Thursday, May 26, 2005

Tent Revival



This month is nearly over and I've very little to offer. I have been working on the book mostly and kept thinking that something would arise and be worth mentioning. Nothing new has come. It's just the same ol' same old. Rent, bills, typeing, internet porn, TV shows on DVD.

I'm not sure if I've written of this or not, but when the book is complete I'll be making my return to the Dirty South. Just like that. On my trek up here to South Dakota I envisioned my leaving as a great launch into the unknown; heavier in wisdom and lighter in spirit, and with much fanfare and rejoicing by all. It will not go this way and I do not care. I will be happy to have just finished a book and get on with it all, whatever that may be. And I am not saddened by a lack of fanfare as it seems the book's completion will be its own reward. I don't know anyone who's written a novel; good or bad, and as I go through the process of one's creation my respect for anyone who has taken on such a task grows. I've worked in two bookstores, no one's reading. At least, no one's reading anything we're writing.

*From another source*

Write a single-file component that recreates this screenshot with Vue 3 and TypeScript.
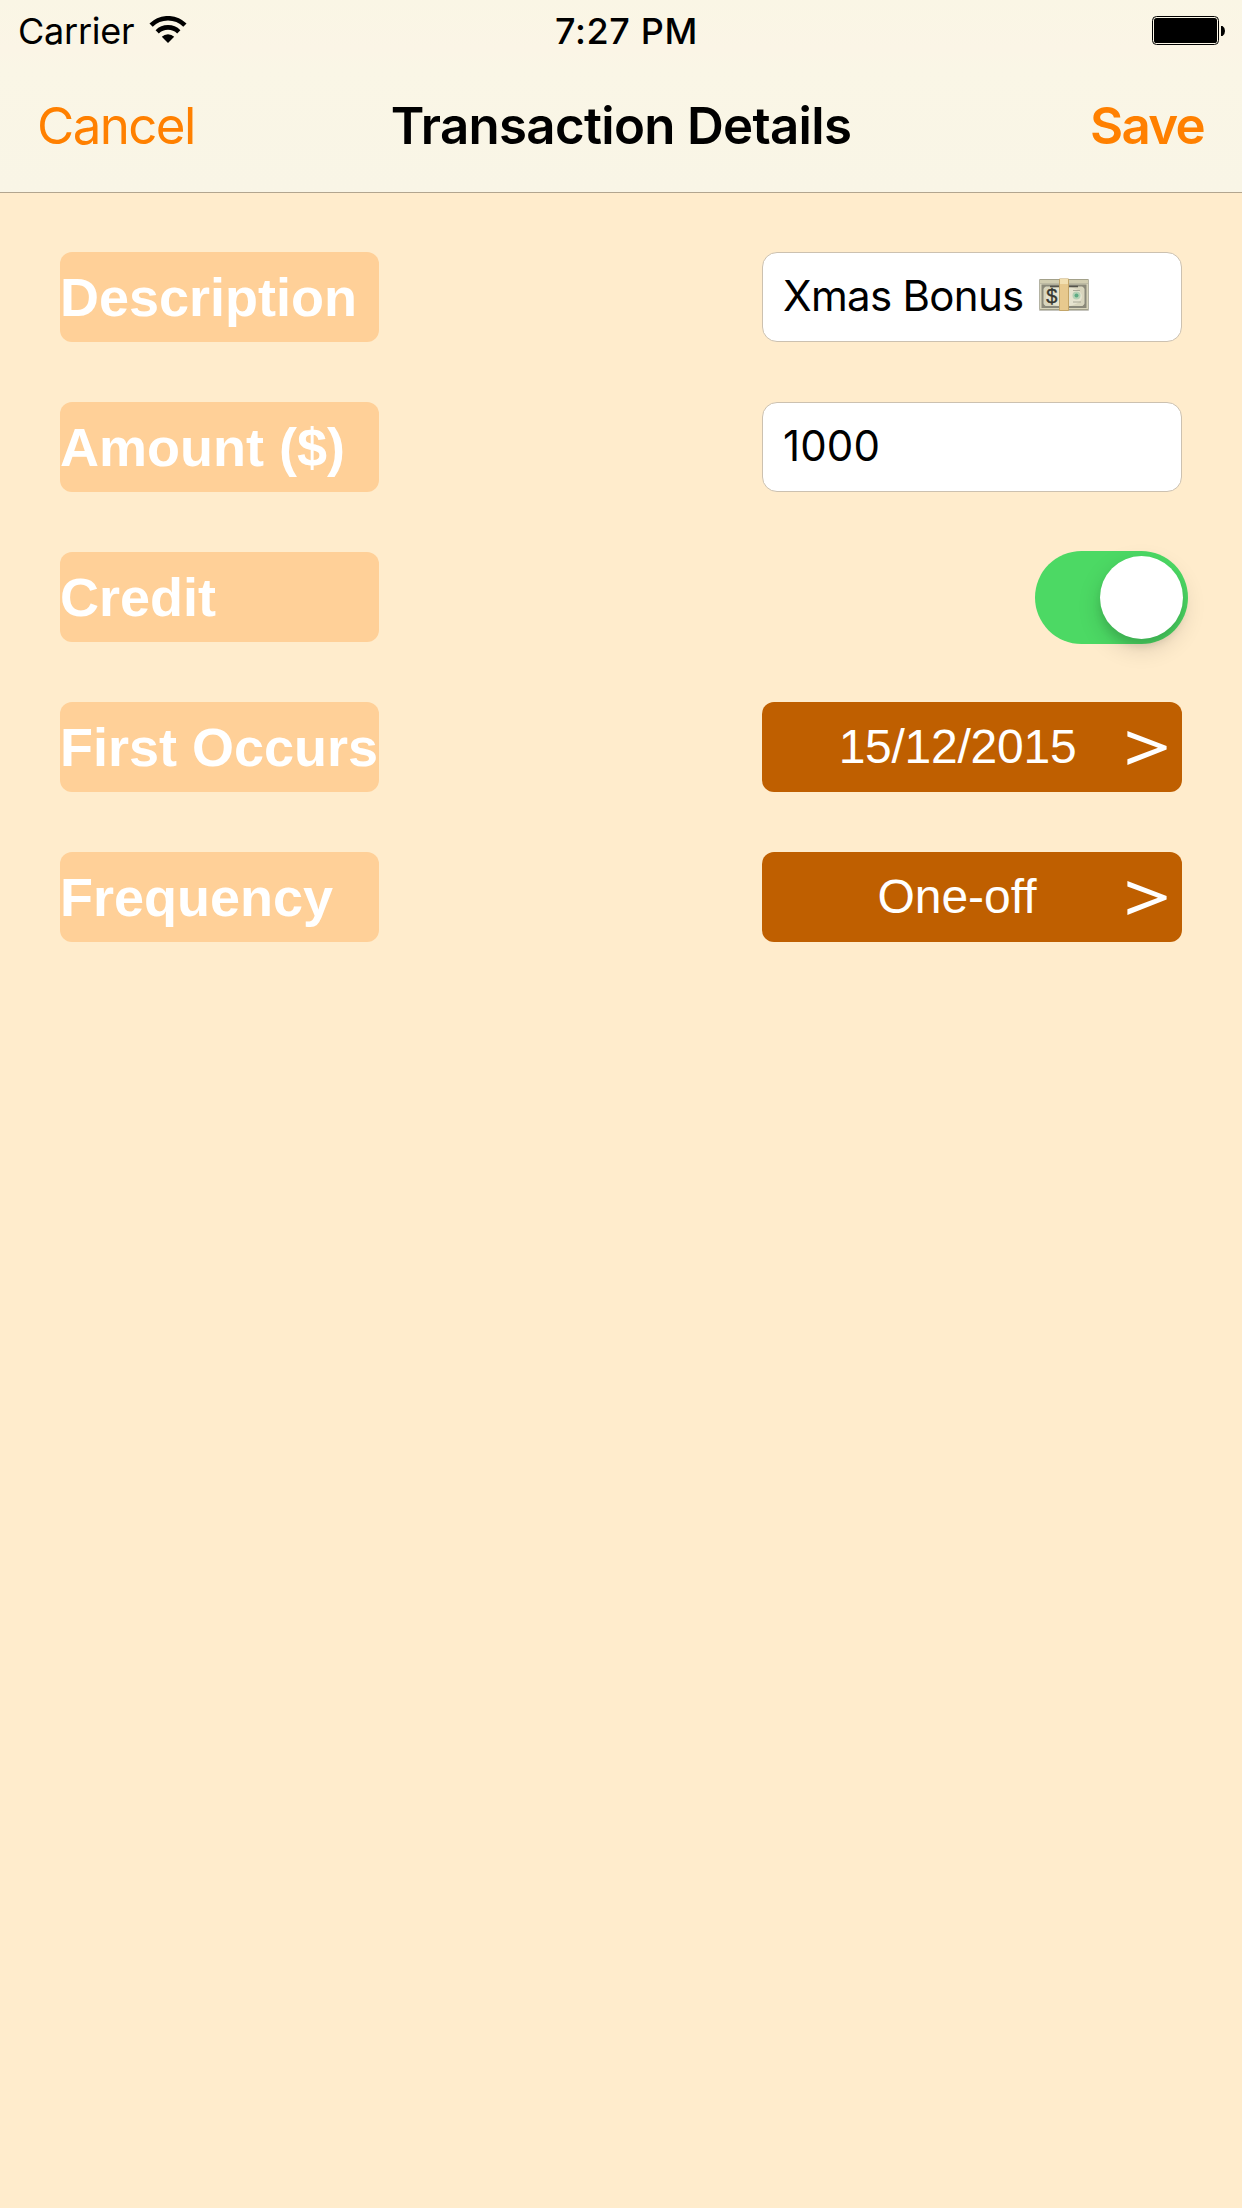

Fic/Lit is on very few people's reading lists these days. I know full well that my book good or bad, will likely not see the light of day, and even then would have a snowball's chance in hell at any monetary success. It would also be distasteful, and presumptuous, to say that this is for those few who are wise and enlightened enough seek soul stirring prose and enrichment; or that this is for the ages and that some future generation will hale this author unkown in his own time. Who is it I seek to enrich, then; to whom is it I reach outward for? I'm not writing a diary to be kept under my pillow or locked away in some hidey-hole. I have an audience in mind. I guess it would do to say I speak to all and I speak to no one.

So, the book is very much like this blog. Which I would say is very much like the Happy Harry Hard On in "Pump Up The Volume". Are you out there? Are you listening? It is catharsis. It is masturbation. It is an attempt to reach out to let anyone I find know they are not alone, and it is a call to anyone who finds me to let me know that I am not alone. This is all just my message in a bottle, my voice on an open frequency. This is just me in third grade when we were made to write our names and addresses on postcards, tie them to a ballon and set them adrift. It is the Zen plane. It is solus tudin. It is the carapice in which I hide, and it my deliverance. Within, and without. But some one said it best (as someone else always has), and this month I will leave you (whoever you are) with a quote.

So, until next time, this Jody Callahan saying eat your cereal with a fork and do your homework in the dark.

Excerpt from “In the Hand of Dante
By Nick Tosches

“And, yes, I came to believe ever more deeply, and with ever greater thanks, that God had spared me – for something. I came to believe that God kept me alive to deliver forth all that I could; that He had kept me alive to surrender myself as a vessel, that I might let flow to others, through my [work], the gift that I had received: the gift of the awareness of the immense blessing of the every moment and the every breath that we are given; the gift of the awareness that we are the destroyers of our own lives, the breakers of our own hearts; that freedom lies only in the absolute honesty that fear strangulates within us; that all the pretty pills and the fraud and whoredom of psychotherapy and mass-market spirituality in this world are as nothing compared to the ancient words of the Gospel of Thomas—‘If you bring forth what is within you, what you bring forth will save you. If you do not bring forth what is within you, what you do not bring forth will destroy you’—and these words are all of truth and wisdom that need be known.
…I had been kept alive for this; to make what I could, and thus be free, in fidelity and in gratitude and in dignity.”